### Brief
Where a line contains the word "this", copy that line in full.

### Given entries
⟨
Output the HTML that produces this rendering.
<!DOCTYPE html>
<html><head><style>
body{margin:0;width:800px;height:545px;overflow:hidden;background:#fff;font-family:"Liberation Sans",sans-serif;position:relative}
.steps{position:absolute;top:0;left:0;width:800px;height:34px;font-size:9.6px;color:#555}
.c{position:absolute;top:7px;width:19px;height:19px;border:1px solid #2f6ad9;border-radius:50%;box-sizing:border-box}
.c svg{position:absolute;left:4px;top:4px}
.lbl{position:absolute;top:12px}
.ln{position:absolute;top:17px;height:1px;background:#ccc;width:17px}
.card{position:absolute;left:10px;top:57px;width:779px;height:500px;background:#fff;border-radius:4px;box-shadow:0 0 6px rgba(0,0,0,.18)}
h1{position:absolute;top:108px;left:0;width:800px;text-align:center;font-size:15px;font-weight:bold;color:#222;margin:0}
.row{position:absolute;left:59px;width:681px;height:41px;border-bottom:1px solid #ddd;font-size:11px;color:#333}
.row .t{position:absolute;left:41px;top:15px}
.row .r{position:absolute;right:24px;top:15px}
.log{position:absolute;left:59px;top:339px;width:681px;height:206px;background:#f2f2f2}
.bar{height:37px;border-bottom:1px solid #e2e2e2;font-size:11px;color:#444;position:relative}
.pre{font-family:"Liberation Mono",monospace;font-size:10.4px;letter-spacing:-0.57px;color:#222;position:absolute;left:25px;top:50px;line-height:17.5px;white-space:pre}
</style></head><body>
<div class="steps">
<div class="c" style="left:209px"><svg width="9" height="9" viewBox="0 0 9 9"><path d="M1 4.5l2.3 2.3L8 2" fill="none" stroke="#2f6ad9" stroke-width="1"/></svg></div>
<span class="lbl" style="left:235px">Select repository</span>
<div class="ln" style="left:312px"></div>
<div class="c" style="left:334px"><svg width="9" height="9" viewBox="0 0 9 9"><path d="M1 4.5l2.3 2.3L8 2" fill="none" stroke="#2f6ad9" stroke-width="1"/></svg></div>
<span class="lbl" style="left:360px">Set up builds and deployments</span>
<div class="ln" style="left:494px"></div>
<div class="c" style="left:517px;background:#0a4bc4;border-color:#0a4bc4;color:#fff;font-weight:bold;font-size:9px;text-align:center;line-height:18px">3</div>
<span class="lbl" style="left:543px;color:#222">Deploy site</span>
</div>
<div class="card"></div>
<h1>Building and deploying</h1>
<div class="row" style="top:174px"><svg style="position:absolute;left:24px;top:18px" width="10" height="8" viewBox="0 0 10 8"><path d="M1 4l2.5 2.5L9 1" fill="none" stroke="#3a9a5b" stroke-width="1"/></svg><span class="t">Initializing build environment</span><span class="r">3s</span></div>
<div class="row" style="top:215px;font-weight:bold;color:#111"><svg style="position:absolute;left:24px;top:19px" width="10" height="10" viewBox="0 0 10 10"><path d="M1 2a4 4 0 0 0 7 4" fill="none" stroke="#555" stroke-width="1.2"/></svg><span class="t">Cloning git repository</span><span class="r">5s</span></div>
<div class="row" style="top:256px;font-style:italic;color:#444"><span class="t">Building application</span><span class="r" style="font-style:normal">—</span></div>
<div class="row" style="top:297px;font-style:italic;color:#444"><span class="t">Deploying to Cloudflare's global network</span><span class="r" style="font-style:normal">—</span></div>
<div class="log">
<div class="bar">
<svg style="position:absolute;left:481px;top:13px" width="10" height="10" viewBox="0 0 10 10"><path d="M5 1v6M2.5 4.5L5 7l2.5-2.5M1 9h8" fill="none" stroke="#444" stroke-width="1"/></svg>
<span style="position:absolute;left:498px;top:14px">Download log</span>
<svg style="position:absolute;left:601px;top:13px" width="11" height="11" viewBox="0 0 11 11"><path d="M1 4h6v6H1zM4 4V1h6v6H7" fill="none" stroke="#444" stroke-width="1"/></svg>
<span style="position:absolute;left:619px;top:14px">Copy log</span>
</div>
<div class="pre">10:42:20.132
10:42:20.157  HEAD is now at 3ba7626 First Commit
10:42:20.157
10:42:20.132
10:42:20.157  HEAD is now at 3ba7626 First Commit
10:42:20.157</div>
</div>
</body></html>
⟩
⟨
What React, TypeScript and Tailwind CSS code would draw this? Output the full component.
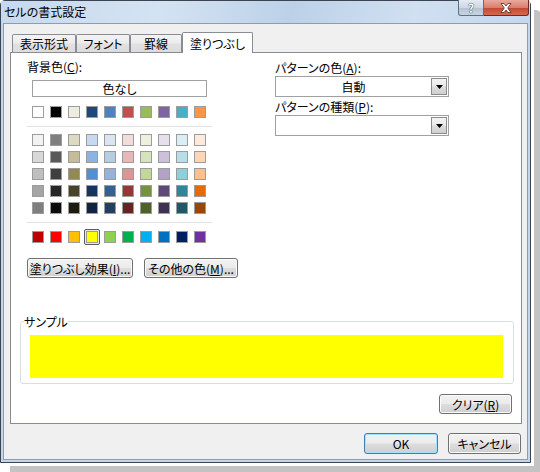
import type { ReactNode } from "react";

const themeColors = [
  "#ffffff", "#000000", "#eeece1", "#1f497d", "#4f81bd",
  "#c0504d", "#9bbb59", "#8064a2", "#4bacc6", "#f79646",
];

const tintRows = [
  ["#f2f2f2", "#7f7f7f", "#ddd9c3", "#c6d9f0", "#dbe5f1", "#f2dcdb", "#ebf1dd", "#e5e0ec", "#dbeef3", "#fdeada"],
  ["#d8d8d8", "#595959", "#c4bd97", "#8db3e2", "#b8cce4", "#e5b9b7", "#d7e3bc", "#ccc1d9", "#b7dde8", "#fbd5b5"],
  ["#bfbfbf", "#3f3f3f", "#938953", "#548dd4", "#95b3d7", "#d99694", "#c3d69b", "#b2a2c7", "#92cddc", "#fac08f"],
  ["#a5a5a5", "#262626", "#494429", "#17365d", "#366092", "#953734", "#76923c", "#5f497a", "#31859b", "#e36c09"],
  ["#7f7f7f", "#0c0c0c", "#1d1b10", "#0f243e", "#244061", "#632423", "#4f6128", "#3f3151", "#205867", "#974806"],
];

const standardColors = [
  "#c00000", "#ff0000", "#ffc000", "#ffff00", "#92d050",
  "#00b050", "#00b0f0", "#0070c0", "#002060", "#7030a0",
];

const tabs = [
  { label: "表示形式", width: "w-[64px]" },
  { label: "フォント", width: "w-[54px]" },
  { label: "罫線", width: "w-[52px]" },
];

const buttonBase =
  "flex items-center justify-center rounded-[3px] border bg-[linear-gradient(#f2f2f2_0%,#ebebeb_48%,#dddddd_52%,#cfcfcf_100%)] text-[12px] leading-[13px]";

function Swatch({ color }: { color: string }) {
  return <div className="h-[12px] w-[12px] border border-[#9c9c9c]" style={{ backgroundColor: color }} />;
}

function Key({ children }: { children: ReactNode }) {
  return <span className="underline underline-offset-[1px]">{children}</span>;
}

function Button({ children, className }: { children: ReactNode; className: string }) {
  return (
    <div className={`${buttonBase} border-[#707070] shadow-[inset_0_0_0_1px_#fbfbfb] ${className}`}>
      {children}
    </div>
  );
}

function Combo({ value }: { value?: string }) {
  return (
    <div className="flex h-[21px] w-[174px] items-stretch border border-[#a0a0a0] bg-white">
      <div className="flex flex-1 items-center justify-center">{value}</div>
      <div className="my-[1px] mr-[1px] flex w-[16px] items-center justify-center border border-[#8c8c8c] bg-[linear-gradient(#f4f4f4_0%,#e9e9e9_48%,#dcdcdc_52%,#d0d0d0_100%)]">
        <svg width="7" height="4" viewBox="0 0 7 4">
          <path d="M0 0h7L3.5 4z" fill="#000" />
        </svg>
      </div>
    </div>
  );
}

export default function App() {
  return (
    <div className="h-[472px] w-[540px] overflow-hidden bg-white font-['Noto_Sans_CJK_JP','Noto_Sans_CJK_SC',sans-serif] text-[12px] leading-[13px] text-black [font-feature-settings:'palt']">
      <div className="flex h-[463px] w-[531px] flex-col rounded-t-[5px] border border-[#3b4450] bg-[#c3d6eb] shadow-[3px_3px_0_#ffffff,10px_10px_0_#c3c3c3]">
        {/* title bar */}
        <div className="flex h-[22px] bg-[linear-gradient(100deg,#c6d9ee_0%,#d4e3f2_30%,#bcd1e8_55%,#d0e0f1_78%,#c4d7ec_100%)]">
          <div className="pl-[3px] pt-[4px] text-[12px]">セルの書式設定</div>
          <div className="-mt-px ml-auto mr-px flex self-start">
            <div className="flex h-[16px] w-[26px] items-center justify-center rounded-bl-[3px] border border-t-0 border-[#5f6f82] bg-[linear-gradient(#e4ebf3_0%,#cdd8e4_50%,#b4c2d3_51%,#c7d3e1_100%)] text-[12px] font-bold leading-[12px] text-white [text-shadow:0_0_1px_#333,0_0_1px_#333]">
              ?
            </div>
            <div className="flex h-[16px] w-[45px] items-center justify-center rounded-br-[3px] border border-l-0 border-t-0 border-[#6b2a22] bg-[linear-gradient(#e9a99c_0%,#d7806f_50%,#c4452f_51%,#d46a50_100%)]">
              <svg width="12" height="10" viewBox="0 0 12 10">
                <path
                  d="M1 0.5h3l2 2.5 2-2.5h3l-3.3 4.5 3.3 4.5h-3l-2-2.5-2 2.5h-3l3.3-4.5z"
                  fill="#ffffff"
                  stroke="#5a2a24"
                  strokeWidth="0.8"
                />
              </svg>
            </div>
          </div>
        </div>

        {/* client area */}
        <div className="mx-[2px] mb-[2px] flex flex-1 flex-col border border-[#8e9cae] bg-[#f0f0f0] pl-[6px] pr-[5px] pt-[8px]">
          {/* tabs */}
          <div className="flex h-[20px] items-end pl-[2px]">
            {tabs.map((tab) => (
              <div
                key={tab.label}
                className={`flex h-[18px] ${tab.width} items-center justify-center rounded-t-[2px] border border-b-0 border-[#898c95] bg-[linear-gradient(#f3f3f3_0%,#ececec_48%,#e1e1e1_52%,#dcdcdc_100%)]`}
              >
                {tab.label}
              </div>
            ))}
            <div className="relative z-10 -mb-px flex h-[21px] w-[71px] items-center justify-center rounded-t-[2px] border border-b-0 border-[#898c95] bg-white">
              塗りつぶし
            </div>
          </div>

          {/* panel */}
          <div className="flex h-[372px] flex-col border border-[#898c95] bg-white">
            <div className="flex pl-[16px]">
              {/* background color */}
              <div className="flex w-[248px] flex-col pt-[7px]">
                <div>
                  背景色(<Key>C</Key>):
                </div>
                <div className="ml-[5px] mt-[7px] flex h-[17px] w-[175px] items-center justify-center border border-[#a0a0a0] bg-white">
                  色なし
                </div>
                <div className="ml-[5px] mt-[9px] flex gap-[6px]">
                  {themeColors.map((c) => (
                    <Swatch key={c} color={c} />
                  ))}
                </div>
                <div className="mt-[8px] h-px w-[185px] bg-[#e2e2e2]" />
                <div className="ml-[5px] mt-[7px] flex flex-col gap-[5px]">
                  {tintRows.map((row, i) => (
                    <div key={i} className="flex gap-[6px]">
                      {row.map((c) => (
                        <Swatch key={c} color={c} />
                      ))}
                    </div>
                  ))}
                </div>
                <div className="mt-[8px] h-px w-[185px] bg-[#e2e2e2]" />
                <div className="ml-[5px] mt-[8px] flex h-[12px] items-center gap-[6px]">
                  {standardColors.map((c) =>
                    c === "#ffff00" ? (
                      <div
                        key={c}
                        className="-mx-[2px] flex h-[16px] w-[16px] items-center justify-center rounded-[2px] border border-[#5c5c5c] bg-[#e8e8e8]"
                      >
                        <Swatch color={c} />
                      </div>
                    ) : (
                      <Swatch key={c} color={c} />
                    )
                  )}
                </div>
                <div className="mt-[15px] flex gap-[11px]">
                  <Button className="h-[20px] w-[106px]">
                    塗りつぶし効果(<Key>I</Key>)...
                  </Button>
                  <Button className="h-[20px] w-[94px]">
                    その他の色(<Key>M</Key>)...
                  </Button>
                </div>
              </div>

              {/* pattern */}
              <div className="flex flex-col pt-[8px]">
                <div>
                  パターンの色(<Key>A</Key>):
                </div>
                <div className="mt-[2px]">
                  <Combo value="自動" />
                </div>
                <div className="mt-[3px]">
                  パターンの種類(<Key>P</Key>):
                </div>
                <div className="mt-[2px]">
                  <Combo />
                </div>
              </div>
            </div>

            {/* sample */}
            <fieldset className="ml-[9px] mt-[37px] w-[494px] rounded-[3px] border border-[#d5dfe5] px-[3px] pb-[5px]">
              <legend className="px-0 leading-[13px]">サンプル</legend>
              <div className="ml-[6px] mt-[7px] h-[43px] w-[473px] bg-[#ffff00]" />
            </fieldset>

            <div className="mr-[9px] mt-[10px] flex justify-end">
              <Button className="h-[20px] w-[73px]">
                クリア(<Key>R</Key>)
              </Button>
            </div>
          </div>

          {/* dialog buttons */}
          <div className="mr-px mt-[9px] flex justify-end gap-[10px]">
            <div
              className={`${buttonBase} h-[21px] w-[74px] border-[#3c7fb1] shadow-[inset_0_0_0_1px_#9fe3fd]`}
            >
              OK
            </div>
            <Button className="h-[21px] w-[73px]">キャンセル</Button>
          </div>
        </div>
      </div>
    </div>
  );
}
⟩
### Task result
Output the HTML that produces this rendering.
What React, TypeScript and Tailwind CSS code would draw this? Output the full component.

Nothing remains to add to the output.